▶ _Short task_: Write out the material exactly, with the pictures left out.

-------- Data segment --------

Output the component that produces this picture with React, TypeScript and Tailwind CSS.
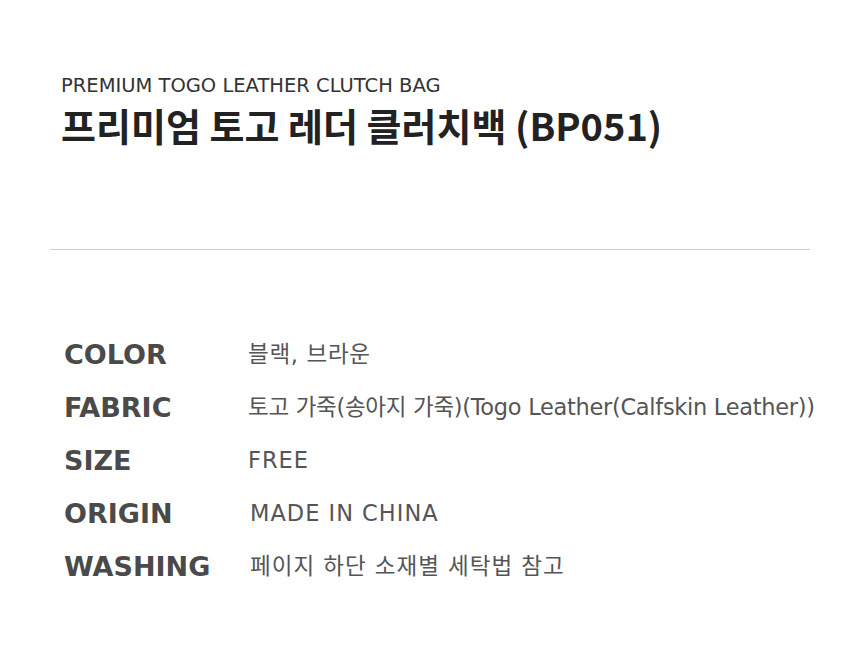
const rows: { label: string; value: string; extra: string }[] = [
  { label: "COLOR", value: "블랙, 브라운", extra: "pl-0 tracking-[0.7px]" },
  { label: "FABRIC", value: "토고 가죽(송아지 가죽)(Togo Leather(Calfskin Leather))", extra: "pl-0 tracking-[-0.3px]" },
  { label: "SIZE", value: "FREE", extra: "pl-0 tracking-[1px]" },
  { label: "ORIGIN", value: "MADE IN CHINA", extra: "pl-[2px] tracking-[1px]" },
  { label: "WASHING", value: "페이지 하단 소재별 세탁법 참고", extra: "pl-[2px] tracking-[1px]" },
];

export default function App() {
  return (
    <div className="h-[646px] w-[860px] bg-white font-['DejaVu_Sans','Noto_Sans_CJK_KR',sans-serif]">
      <div className="px-[61px] pt-[74px]">
        <div className="text-[19.5px] leading-[24px] text-[#333]">PREMIUM TOGO LEATHER CLUTCH BAG</div>
        <h1 className="mt-[4px] font-['Noto_Sans_CJK_KR',sans-serif] text-[38px] font-bold leading-[46px] text-[#222]">
          프리미엄 토고 레더 클러치백 (BP051)
        </h1>
      </div>
      <div className="mx-[50px] mt-[101px] h-px bg-[#cfcfcf]" />
      <div className="flex flex-col gap-[15px] px-[64px] pt-[86px]">
        {rows.map((r) => (
          <div key={r.label} className="flex h-[38px] items-center">
            <div className="w-[184px] shrink-0 text-[27px] font-bold text-[#4a4a4a]">{r.label}</div>
            <div className={`${r.extra} whitespace-nowrap text-[22.5px] text-[#555]`}>{r.value}</div>
          </div>
        ))}
      </div>
    </div>
  );
}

--------

▶ _Answer to this problem_:
Output the component that produces this picture with React, TypeScript and Tailwind CSS.
const rows: { label: string; value: string; extra: string }[] = [
  { label: "COLOR", value: "블랙, 브라운", extra: "pl-0 tracking-[0.7px]" },
  { label: "FABRIC", value: "토고 가죽(송아지 가죽)(Togo Leather(Calfskin Leather))", extra: "pl-0 tracking-[-0.3px]" },
  { label: "SIZE", value: "FREE", extra: "pl-0 tracking-[1px]" },
  { label: "ORIGIN", value: "MADE IN CHINA", extra: "pl-[2px] tracking-[1px]" },
  { label: "WASHING", value: "페이지 하단 소재별 세탁법 참고", extra: "pl-[2px] tracking-[1px]" },
];

export default function App() {
  return (
    <div className="h-[646px] w-[860px] bg-white font-['DejaVu_Sans','Noto_Sans_CJK_KR',sans-serif]">
      <div className="px-[61px] pt-[74px]">
        <div className="text-[19.5px] leading-[24px] text-[#333]">PREMIUM TOGO LEATHER CLUTCH BAG</div>
        <h1 className="mt-[4px] font-['Noto_Sans_CJK_KR',sans-serif] text-[38px] font-bold leading-[46px] text-[#222]">
          프리미엄 토고 레더 클러치백 (BP051)
        </h1>
      </div>
      <div className="mx-[50px] mt-[101px] h-px bg-[#cfcfcf]" />
      <div className="flex flex-col gap-[15px] px-[64px] pt-[86px]">
        {rows.map((r) => (
          <div key={r.label} className="flex h-[38px] items-center">
            <div className="w-[184px] shrink-0 text-[27px] font-bold text-[#4a4a4a]">{r.label}</div>
            <div className={`${r.extra} whitespace-nowrap text-[22.5px] text-[#555]`}>{r.value}</div>
          </div>
        ))}
      </div>
    </div>
  );
}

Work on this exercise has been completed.